═════ EXTRACTED DATA ═════

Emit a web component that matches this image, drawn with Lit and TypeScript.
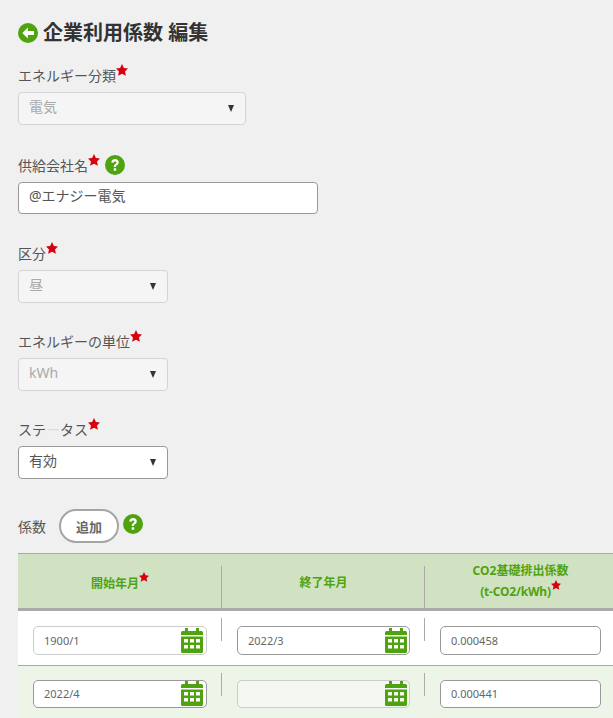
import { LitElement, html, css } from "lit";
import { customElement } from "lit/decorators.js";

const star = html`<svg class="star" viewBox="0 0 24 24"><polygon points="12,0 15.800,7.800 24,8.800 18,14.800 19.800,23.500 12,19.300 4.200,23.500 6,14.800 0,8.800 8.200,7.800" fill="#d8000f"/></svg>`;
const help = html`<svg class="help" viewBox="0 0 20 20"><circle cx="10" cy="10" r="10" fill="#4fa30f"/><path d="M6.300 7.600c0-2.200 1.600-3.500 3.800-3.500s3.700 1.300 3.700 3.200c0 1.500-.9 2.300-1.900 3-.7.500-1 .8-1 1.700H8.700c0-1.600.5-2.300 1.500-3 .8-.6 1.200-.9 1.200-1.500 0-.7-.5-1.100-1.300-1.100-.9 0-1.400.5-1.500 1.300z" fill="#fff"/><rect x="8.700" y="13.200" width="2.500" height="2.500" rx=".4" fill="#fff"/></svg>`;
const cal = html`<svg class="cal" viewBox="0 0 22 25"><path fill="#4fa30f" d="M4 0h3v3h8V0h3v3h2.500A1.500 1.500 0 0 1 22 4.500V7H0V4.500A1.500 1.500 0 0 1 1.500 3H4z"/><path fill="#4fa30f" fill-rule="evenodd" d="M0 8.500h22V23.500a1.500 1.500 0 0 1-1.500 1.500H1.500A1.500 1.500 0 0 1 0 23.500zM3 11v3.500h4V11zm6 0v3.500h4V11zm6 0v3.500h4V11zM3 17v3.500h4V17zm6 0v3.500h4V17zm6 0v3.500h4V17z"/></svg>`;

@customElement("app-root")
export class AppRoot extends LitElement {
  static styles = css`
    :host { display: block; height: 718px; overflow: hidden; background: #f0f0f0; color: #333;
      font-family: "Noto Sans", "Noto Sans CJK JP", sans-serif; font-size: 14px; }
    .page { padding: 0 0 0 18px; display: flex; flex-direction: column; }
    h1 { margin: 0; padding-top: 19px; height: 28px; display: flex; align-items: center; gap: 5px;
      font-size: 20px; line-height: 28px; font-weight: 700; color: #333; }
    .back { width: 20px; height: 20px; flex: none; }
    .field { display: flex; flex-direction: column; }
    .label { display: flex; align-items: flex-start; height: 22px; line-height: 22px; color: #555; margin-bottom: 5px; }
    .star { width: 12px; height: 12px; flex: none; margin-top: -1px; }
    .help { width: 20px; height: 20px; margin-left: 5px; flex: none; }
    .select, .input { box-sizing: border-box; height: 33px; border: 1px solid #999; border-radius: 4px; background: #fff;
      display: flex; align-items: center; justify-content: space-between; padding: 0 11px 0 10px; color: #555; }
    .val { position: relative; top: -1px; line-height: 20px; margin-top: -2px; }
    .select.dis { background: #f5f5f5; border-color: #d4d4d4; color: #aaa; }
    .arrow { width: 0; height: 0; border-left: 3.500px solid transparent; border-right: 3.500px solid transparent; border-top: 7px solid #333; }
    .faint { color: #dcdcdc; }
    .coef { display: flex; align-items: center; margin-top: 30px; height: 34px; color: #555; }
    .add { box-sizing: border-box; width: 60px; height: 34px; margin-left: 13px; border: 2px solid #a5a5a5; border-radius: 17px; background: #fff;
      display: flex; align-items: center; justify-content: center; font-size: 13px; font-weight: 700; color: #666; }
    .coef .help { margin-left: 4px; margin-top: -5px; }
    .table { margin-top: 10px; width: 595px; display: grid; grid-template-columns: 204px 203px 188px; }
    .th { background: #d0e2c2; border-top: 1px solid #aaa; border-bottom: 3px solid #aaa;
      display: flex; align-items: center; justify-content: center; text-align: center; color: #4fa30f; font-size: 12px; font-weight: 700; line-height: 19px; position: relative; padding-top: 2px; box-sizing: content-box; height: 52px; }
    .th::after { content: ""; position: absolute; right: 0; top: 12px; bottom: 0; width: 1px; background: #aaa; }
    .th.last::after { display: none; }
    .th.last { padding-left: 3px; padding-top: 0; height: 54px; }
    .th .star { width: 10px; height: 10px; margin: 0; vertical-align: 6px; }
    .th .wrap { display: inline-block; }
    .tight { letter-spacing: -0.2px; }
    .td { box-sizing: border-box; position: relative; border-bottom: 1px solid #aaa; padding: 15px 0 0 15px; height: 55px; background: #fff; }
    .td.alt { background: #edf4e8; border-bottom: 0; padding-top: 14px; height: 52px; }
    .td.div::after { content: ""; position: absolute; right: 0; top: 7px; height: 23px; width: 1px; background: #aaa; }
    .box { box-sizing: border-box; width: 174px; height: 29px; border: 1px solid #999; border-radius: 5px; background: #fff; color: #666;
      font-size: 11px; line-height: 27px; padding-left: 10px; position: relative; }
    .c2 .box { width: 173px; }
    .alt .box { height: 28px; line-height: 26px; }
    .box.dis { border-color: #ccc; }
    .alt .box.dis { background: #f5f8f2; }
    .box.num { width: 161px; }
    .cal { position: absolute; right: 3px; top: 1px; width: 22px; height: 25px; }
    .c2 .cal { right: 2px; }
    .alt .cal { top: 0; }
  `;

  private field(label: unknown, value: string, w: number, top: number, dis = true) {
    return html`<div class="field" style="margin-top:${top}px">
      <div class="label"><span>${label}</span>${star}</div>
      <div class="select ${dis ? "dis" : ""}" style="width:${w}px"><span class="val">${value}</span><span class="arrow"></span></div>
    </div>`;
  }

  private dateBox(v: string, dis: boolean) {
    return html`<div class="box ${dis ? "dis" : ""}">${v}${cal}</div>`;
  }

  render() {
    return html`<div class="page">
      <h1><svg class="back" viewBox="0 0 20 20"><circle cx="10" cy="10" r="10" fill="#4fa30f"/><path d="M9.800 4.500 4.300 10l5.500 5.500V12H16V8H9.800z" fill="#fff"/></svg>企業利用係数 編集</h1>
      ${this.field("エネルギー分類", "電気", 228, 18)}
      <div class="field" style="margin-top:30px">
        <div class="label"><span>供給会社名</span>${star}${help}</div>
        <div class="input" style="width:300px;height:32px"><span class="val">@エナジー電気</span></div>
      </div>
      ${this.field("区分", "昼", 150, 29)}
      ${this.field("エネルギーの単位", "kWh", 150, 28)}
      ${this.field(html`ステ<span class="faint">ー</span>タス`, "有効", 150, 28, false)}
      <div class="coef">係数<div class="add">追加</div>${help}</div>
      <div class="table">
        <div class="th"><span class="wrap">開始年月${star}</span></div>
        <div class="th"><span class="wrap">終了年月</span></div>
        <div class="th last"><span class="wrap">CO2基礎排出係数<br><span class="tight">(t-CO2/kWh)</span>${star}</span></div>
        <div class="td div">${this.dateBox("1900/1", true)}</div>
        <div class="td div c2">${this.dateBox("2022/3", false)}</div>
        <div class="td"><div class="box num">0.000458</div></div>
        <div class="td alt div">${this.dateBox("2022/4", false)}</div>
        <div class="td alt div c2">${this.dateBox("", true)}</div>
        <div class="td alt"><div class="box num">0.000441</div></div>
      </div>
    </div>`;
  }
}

═════
═════ EXTRACTED DATA ═════

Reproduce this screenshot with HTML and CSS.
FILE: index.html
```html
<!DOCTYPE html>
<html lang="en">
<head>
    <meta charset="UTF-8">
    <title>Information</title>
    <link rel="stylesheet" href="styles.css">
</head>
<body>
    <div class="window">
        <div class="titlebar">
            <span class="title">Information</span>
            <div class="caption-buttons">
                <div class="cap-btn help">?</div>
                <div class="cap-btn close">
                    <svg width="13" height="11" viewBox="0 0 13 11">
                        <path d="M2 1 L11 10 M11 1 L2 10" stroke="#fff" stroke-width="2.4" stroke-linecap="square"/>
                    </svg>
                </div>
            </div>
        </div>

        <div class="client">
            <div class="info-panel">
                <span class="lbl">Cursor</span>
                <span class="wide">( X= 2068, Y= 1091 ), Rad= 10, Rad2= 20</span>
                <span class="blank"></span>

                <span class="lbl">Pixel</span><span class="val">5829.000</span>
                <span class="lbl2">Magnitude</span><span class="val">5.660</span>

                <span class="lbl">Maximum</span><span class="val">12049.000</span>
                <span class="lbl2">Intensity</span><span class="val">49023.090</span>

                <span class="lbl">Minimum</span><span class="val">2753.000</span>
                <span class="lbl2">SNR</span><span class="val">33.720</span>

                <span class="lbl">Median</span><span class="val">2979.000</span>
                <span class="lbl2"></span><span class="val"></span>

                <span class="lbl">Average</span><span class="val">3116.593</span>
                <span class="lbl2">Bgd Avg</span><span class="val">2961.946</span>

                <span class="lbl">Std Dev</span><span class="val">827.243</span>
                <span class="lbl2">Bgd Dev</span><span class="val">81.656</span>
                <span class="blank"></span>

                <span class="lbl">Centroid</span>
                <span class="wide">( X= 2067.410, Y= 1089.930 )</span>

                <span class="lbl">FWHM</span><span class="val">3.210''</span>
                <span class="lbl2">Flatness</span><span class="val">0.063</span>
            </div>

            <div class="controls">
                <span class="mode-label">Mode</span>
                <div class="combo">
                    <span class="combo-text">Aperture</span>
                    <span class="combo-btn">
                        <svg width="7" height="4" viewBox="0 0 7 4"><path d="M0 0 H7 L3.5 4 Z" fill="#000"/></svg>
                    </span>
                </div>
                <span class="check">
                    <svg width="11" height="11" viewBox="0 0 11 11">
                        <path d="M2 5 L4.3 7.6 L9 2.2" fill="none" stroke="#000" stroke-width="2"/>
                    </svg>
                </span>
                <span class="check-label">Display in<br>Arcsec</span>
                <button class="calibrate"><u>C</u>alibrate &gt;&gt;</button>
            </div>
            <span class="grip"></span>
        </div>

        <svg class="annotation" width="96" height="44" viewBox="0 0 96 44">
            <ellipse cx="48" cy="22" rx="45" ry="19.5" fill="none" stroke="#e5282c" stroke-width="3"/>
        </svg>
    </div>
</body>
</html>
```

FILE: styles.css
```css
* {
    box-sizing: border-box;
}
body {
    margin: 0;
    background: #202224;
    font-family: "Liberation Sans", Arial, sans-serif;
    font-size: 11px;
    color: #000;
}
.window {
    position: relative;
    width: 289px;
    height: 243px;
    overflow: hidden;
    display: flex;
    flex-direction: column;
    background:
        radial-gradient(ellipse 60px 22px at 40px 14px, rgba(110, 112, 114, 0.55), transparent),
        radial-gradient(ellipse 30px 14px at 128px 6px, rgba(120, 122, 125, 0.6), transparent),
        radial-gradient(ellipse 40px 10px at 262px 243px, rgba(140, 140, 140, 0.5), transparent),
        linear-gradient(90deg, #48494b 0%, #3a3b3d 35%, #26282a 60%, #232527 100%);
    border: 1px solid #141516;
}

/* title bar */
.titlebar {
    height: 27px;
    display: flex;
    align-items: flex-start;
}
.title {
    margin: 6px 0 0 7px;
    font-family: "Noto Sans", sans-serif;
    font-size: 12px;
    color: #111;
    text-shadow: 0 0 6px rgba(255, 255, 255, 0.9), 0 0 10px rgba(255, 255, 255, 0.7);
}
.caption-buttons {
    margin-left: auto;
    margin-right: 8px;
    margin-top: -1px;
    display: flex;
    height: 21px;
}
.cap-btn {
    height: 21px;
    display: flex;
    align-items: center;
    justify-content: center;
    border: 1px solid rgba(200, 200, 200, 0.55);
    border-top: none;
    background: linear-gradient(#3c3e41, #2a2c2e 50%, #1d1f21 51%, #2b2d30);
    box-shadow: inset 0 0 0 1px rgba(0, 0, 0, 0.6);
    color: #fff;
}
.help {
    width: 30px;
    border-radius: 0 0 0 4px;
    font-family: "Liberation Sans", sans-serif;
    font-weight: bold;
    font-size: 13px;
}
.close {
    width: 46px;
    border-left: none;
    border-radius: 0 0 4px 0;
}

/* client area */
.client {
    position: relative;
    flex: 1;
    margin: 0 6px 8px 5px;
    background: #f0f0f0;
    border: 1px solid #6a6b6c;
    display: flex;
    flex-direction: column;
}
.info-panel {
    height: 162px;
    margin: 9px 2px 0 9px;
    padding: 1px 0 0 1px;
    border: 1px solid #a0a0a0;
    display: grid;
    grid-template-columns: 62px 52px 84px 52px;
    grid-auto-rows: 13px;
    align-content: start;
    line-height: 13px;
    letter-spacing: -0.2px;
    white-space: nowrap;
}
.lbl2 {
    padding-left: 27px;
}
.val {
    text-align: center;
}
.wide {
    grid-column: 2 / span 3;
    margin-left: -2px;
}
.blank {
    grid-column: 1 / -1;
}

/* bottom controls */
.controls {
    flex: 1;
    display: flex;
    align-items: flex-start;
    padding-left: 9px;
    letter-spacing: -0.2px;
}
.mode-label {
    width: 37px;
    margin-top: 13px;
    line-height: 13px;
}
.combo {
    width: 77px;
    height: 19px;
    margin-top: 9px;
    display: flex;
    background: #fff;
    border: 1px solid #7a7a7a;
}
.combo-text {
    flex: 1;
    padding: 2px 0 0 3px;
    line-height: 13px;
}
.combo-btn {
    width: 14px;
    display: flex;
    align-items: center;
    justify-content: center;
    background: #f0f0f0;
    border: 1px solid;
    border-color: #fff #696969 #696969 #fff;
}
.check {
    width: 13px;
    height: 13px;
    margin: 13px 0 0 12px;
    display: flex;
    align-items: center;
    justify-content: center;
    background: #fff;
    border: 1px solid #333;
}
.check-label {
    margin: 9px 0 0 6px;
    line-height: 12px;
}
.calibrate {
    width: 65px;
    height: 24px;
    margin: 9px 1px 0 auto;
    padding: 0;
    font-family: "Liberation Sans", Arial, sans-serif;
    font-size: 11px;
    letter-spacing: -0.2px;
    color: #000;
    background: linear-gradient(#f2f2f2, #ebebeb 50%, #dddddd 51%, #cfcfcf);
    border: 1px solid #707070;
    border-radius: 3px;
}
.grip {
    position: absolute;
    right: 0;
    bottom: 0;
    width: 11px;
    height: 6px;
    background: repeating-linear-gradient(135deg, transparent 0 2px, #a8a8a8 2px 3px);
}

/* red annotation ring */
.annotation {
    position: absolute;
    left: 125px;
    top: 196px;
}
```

═════

## WORK REQUIRED
Extract each line holding the word "with" from the records.

## TASK SOLUTION
Emit a web component that matches this image, drawn with Lit and TypeScript.
Reproduce this screenshot with HTML and CSS.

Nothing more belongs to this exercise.